Exercise details: Below are entries. Give back exactly the lines from the one containing "Clone this screenshot" through the one containing "const TRASH = 'M6", inclusive, without the pictures.

### Record excerpts

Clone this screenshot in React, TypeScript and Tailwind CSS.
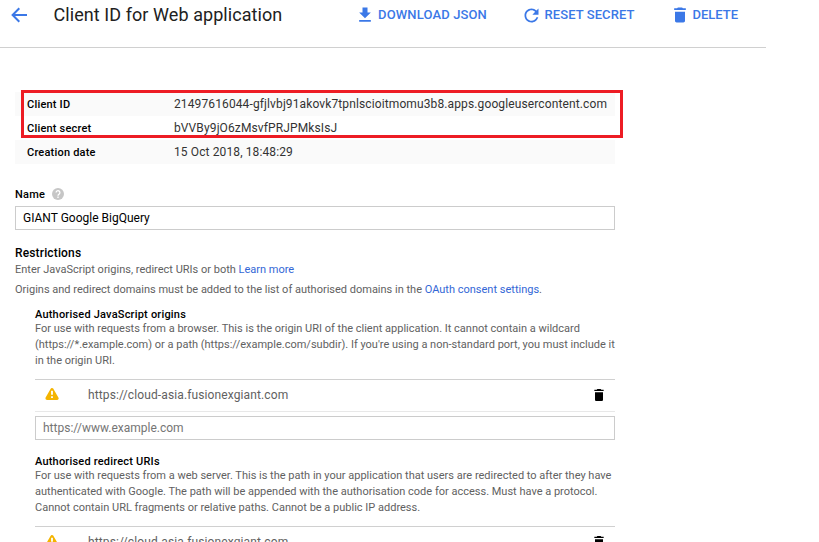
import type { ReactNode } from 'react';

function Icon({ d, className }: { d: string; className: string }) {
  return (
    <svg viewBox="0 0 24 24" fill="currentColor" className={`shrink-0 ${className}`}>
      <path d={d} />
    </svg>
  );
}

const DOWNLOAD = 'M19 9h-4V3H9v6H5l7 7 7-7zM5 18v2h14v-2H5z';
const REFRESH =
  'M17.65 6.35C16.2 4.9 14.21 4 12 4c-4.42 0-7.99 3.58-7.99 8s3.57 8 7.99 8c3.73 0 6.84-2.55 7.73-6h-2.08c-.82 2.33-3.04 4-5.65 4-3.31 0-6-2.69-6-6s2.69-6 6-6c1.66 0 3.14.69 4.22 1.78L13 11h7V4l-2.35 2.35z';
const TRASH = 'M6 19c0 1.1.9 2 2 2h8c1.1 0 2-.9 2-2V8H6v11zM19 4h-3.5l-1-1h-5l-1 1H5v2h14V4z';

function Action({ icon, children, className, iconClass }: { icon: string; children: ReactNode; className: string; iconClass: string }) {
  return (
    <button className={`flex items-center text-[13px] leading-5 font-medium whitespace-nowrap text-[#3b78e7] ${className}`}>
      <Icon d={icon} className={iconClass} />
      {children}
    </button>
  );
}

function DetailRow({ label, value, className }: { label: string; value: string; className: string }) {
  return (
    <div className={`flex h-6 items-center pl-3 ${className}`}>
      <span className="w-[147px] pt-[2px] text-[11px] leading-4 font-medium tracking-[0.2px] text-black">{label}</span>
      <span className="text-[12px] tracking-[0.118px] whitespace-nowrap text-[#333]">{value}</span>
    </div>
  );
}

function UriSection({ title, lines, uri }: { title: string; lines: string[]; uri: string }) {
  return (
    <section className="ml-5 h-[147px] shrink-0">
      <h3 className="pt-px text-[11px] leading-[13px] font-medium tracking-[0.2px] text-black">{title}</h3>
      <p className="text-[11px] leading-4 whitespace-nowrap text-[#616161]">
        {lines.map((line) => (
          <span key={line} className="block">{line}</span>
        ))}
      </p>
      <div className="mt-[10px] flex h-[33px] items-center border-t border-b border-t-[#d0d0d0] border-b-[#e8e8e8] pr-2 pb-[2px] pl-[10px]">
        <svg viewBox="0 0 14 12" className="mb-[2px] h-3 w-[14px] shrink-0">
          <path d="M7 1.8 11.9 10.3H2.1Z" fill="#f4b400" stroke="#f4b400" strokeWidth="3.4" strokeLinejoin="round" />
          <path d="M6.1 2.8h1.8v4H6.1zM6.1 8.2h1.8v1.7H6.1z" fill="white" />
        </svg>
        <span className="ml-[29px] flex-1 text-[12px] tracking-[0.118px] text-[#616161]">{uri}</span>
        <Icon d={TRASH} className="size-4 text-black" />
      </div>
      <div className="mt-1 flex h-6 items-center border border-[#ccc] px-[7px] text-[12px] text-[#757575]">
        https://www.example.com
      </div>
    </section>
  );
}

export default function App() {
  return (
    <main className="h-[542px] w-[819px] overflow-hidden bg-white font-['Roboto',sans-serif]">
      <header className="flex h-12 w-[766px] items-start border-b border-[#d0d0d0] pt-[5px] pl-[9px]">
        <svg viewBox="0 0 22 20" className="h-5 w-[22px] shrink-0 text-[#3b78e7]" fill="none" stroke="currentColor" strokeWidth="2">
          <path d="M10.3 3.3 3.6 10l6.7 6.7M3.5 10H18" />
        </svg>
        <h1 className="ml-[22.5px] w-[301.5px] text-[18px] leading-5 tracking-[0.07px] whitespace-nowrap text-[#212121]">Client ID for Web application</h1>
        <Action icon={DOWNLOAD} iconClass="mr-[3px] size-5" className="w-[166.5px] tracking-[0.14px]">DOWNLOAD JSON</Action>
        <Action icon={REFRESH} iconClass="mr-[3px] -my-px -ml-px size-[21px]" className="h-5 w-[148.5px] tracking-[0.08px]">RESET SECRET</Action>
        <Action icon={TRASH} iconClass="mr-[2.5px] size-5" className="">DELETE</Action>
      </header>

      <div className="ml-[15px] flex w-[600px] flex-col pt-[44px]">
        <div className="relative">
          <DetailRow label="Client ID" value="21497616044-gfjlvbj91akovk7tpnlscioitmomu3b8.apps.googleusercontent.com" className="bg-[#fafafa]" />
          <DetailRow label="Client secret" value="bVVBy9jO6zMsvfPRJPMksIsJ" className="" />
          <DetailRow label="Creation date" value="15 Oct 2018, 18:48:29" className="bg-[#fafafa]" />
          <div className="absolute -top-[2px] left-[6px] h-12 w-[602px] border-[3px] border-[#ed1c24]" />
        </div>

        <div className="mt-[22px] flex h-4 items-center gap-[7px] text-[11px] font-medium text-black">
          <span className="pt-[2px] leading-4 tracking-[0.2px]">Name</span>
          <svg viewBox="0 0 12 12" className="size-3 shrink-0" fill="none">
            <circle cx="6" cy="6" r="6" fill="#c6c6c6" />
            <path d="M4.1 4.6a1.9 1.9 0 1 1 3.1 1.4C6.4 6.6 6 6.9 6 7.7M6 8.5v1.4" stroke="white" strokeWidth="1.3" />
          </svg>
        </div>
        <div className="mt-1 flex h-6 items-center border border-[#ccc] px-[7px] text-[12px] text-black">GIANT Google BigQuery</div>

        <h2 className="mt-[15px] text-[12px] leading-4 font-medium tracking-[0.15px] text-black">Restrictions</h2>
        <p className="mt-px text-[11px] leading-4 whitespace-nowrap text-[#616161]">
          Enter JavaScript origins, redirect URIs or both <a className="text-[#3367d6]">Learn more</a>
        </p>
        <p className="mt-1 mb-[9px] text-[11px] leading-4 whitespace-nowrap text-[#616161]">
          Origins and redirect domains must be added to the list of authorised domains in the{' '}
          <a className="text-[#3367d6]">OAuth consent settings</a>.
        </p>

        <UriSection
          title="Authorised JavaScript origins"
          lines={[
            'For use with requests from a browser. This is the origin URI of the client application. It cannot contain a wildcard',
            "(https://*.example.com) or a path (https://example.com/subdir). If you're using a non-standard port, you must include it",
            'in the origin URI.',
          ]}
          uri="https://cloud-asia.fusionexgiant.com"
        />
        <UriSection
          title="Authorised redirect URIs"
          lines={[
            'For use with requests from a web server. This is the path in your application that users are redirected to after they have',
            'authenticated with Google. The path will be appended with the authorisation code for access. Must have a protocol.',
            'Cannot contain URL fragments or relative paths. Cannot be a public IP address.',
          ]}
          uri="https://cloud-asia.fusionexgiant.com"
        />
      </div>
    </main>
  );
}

######
### Record excerpts

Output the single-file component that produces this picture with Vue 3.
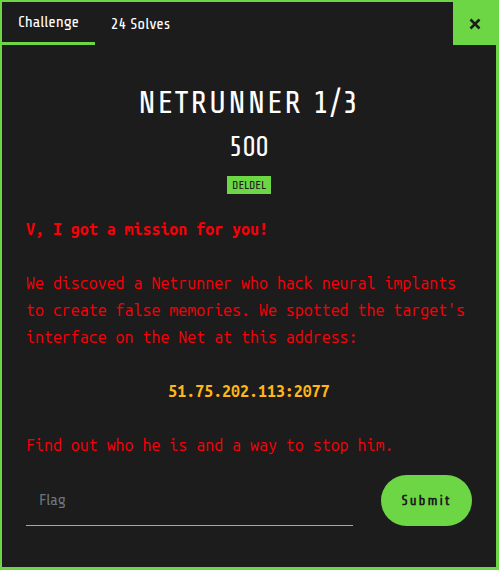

######

The response:
Clone this screenshot in React, TypeScript and Tailwind CSS.
import type { ReactNode } from 'react';

function Icon({ d, className }: { d: string; className: string }) {
  return (
    <svg viewBox="0 0 24 24" fill="currentColor" className={`shrink-0 ${className}`}>
      <path d={d} />
    </svg>
  );
}

const DOWNLOAD = 'M19 9h-4V3H9v6H5l7 7 7-7zM5 18v2h14v-2H5z';
const REFRESH =
  'M17.65 6.35C16.2 4.9 14.21 4 12 4c-4.42 0-7.99 3.58-7.99 8s3.57 8 7.99 8c3.73 0 6.84-2.55 7.73-6h-2.08c-.82 2.33-3.04 4-5.65 4-3.31 0-6-2.69-6-6s2.69-6 6-6c1.66 0 3.14.69 4.22 1.78L13 11h7V4l-2.35 2.35z';
const TRASH = 'M6 19c0 1.1.9 2 2 2h8c1.1 0 2-.9 2-2V8H6v11zM19 4h-3.5l-1-1h-5l-1 1H5v2h14V4z';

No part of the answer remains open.